**Supplied material:**
·····

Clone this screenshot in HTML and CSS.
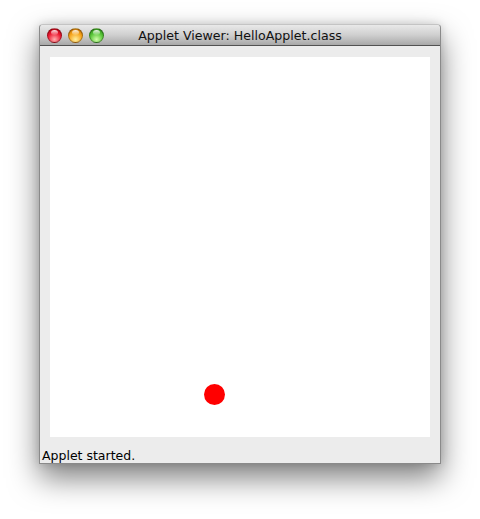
FILE: index.html
```html
<!DOCTYPE html>
<html lang="en">
<head>
    <meta charset="UTF-8">
    <title>Applet Viewer: HelloApplet.class</title>
    <link rel="stylesheet" href="styles.css">
</head>
<body>
    <div class="window">
        <div class="titlebar">
            <div class="lights">
                <span class="light red"></span>
                <span class="light yellow"></span>
                <span class="light green"></span>
            </div>
            <div class="title">Applet Viewer: HelloApplet.class</div>
        </div>
        <div class="content">
            <svg class="canvas" width="380" height="380" viewBox="0 0 380 380">
                <circle cx="164.5" cy="337.5" r="10.5" fill="#ff0000"/>
            </svg>
            <div class="status">Applet started.</div>
        </div>
    </div>
</body>
</html>
```

FILE: styles.css
```css
* {
    margin: 0;
    padding: 0;
    box-sizing: border-box;
}

html, body {
    min-height: 519px;
}

body {
    background: #ffffff;
    font-family: 'Lucida Grande', 'DejaVu Sans', sans-serif;
    padding: 24px 0 0 39px;
}

.window {
    width: 402px;
    border: 1px solid #8a8a8a;
    border-top-color: #c4c4c4;
    border-radius: 4px 4px 0 0;
    background: #ececec;
    box-shadow: 0 14px 30px rgba(0, 0, 0, 0.5), 0 0 10px rgba(0, 0, 0, 0.15);
}

.titlebar {
    position: relative;
    height: 21px;
    border-bottom: 1px solid #515151;
    border-radius: 4px 4px 0 0;
    background: linear-gradient(#e9e9e9, #cfcfcf 50%, #a8a8a8);
    display: flex;
    align-items: center;
    justify-content: center;
}

.lights {
    position: absolute;
    left: 7px;
    top: 3px;
    display: flex;
    gap: 6px;
}

.light {
    position: relative;
    width: 15px;
    height: 15px;
    border-radius: 50%;
    border: 1px solid rgba(0, 0, 0, 0.3);
}

.light::after {
    content: "";
    position: absolute;
    left: 3px;
    top: 1px;
    width: 7px;
    height: 5px;
    border-radius: 50%;
    background: linear-gradient(rgba(255, 255, 255, 0.9), rgba(255, 255, 255, 0.1));
}

.red {
    background: radial-gradient(circle at 50% 80%, #ffb0b0, #ec1830 55%, #a4000c);
}

.yellow {
    background: radial-gradient(circle at 50% 80%, #fff0a0, #f6a218 55%, #b26000);
}

.green {
    background: radial-gradient(circle at 50% 80%, #d0ffa8, #56c436 55%, #237c12);
}

.title {
    font-size: 12.6px;
    color: #111111;
    padding-top: 1px;
}

.content {
    padding: 11px 10px 0 10px;
}

.canvas {
    display: block;
    background: #ffffff;
}

.status {
    height: 26px;
    margin-left: -8px;
    padding-top: 11px;
    font-size: 12.5px;
    color: #000000;
}
```
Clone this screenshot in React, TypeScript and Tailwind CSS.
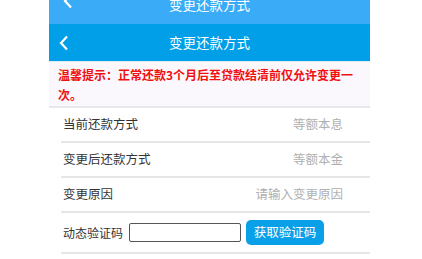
import React from "react";

const font = { fontFamily: '"Noto Sans CJK SC", "Noto Sans", sans-serif' };

function Back() {
  return (
    <svg width="10" height="16" viewBox="0 0 10 16" className="absolute left-[10px]">
      <path d="M8 1.5 L2 8 L8 14.5" fill="none" stroke="#fff" strokeWidth="2.2" />
    </svg>
  );
}

function Row({ label, value }: { label: string; value: string }) {
  return (
    <div className="flex h-[35px] items-center justify-between border-b-2 border-[#e6e6e6] pl-[2px] pr-[27px]">
      <span className="text-[12.5px] text-[#333]">{label}</span>
      <span className="text-[12.5px] text-[#b0b0b0]">{value}</span>
    </div>
  );
}

export default function App() {
  return (
    <div className="h-[259px] w-[422px] overflow-hidden bg-white" style={font}>
      <div className="ml-[49px] w-[321px]">
        {/* previous screen peeking above */}
        <div className="relative h-[24px] overflow-hidden bg-[#3aabf7]">
          <svg width="10" height="16" viewBox="0 0 10 16" className="absolute left-[14px] top-[-7px]">
            <path d="M8 1.5 L2 8 L8 14.5" fill="none" stroke="#fff" strokeWidth="2.2" />
          </svg>
          <div className="relative top-[-6px] text-center text-[13.5px] leading-[20px] text-white">变更还款方式</div>
        </div>
        <div className="relative flex h-[37px] items-center justify-center bg-[#009fe8]">
          <Back />
          <span className="text-[13.5px] text-white">变更还款方式</span>
        </div>
        <div className="border-t border-[#d8ecf8] border-b-2 border-b-[#e8e8e8] bg-[#faf8fd] px-[9px] pb-[1px] pt-[3px] text-[12px] font-bold leading-[20px] text-[#f01010]">
          温馨提示：正常还款3个月后至贷款结清前仅允许变更一次。
        </div>
        <div className="ml-[12px]">
          <Row label="当前还款方式" value="等额本息" />
          <Row label="变更后还款方式" value="等额本金" />
          <Row label="变更原因" value="请输入变更原因" />
          <div className="flex h-[41px] items-center border-b-2 border-[#e6e6e6] pl-[2px]">
            <span className="text-[12px] text-[#333]">动态验证码</span>
            <input className="ml-[6px] h-[19px] w-[112px] rounded-[2px] border border-[#555] bg-white" />
            <button className="ml-[5px] h-[25px] w-[78px] rounded-[5px] bg-[#0aa0e8] text-[12.5px] text-white">
              获取验证码
            </button>
          </div>
        </div>
      </div>
    </div>
  );
}
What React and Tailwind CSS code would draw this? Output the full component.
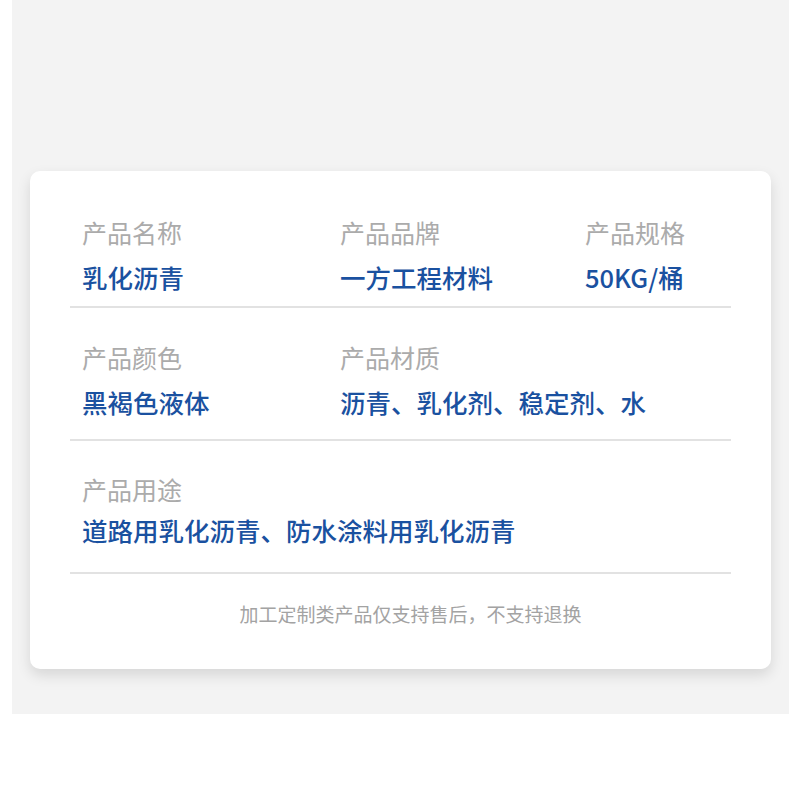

·····

**Exercise details:** Write out each entry exactly as given, but skip the pictures.

**Problem solution:**
Clone this screenshot in HTML and CSS.
FILE: index.html
```html
<!DOCTYPE html>
<html lang="en">
<head>
    <meta charset="UTF-8">
    <title>Applet Viewer: HelloApplet.class</title>
    <link rel="stylesheet" href="styles.css">
</head>
<body>
    <div class="window">
        <div class="titlebar">
            <div class="lights">
                <span class="light red"></span>
                <span class="light yellow"></span>
                <span class="light green"></span>
            </div>
            <div class="title">Applet Viewer: HelloApplet.class</div>
        </div>
        <div class="content">
            <svg class="canvas" width="380" height="380" viewBox="0 0 380 380">
                <circle cx="164.5" cy="337.5" r="10.5" fill="#ff0000"/>
            </svg>
            <div class="status">Applet started.</div>
        </div>
    </div>
</body>
</html>
```

FILE: styles.css
```css
* {
    margin: 0;
    padding: 0;
    box-sizing: border-box;
}

html, body {
    min-height: 519px;
}

body {
    background: #ffffff;
    font-family: 'Lucida Grande', 'DejaVu Sans', sans-serif;
    padding: 24px 0 0 39px;
}

.window {
    width: 402px;
    border: 1px solid #8a8a8a;
    border-top-color: #c4c4c4;
    border-radius: 4px 4px 0 0;
    background: #ececec;
    box-shadow: 0 14px 30px rgba(0, 0, 0, 0.5), 0 0 10px rgba(0, 0, 0, 0.15);
}

.titlebar {
    position: relative;
    height: 21px;
    border-bottom: 1px solid #515151;
    border-radius: 4px 4px 0 0;
    background: linear-gradient(#e9e9e9, #cfcfcf 50%, #a8a8a8);
    display: flex;
    align-items: center;
    justify-content: center;
}

.lights {
    position: absolute;
    left: 7px;
    top: 3px;
    display: flex;
    gap: 6px;
}

.light {
    position: relative;
    width: 15px;
    height: 15px;
    border-radius: 50%;
    border: 1px solid rgba(0, 0, 0, 0.3);
}

.light::after {
    content: "";
    position: absolute;
    left: 3px;
    top: 1px;
    width: 7px;
    height: 5px;
    border-radius: 50%;
    background: linear-gradient(rgba(255, 255, 255, 0.9), rgba(255, 255, 255, 0.1));
}

.red {
    background: radial-gradient(circle at 50% 80%, #ffb0b0, #ec1830 55%, #a4000c);
}

.yellow {
    background: radial-gradient(circle at 50% 80%, #fff0a0, #f6a218 55%, #b26000);
}

.green {
    background: radial-gradient(circle at 50% 80%, #d0ffa8, #56c436 55%, #237c12);
}

.title {
    font-size: 12.6px;
    color: #111111;
    padding-top: 1px;
}

.content {
    padding: 11px 10px 0 10px;
}

.canvas {
    display: block;
    background: #ffffff;
}

.status {
    height: 26px;
    margin-left: -8px;
    padding-top: 11px;
    font-size: 12.5px;
    color: #000000;
}
```
Clone this screenshot in React, TypeScript and Tailwind CSS.
import React from "react";

const font = { fontFamily: '"Noto Sans CJK SC", "Noto Sans", sans-serif' };

function Back() {
  return (
    <svg width="10" height="16" viewBox="0 0 10 16" className="absolute left-[10px]">
      <path d="M8 1.5 L2 8 L8 14.5" fill="none" stroke="#fff" strokeWidth="2.2" />
    </svg>
  );
}

function Row({ label, value }: { label: string; value: string }) {
  return (
    <div className="flex h-[35px] items-center justify-between border-b-2 border-[#e6e6e6] pl-[2px] pr-[27px]">
      <span className="text-[12.5px] text-[#333]">{label}</span>
      <span className="text-[12.5px] text-[#b0b0b0]">{value}</span>
    </div>
  );
}

export default function App() {
  return (
    <div className="h-[259px] w-[422px] overflow-hidden bg-white" style={font}>
      <div className="ml-[49px] w-[321px]">
        {/* previous screen peeking above */}
        <div className="relative h-[24px] overflow-hidden bg-[#3aabf7]">
          <svg width="10" height="16" viewBox="0 0 10 16" className="absolute left-[14px] top-[-7px]">
            <path d="M8 1.5 L2 8 L8 14.5" fill="none" stroke="#fff" strokeWidth="2.2" />
          </svg>
          <div className="relative top-[-6px] text-center text-[13.5px] leading-[20px] text-white">变更还款方式</div>
        </div>
        <div className="relative flex h-[37px] items-center justify-center bg-[#009fe8]">
          <Back />
          <span className="text-[13.5px] text-white">变更还款方式</span>
        </div>
        <div className="border-t border-[#d8ecf8] border-b-2 border-b-[#e8e8e8] bg-[#faf8fd] px-[9px] pb-[1px] pt-[3px] text-[12px] font-bold leading-[20px] text-[#f01010]">
          温馨提示：正常还款3个月后至贷款结清前仅允许变更一次。
        </div>
        <div className="ml-[12px]">
          <Row label="当前还款方式" value="等额本息" />
          <Row label="变更后还款方式" value="等额本金" />
          <Row label="变更原因" value="请输入变更原因" />
          <div className="flex h-[41px] items-center border-b-2 border-[#e6e6e6] pl-[2px]">
            <span className="text-[12px] text-[#333]">动态验证码</span>
            <input className="ml-[6px] h-[19px] w-[112px] rounded-[2px] border border-[#555] bg-white" />
            <button className="ml-[5px] h-[25px] w-[78px] rounded-[5px] bg-[#0aa0e8] text-[12.5px] text-white">
              获取验证码
            </button>
          </div>
        </div>
      </div>
    </div>
  );
}
What React and Tailwind CSS code would draw this? Output the full component.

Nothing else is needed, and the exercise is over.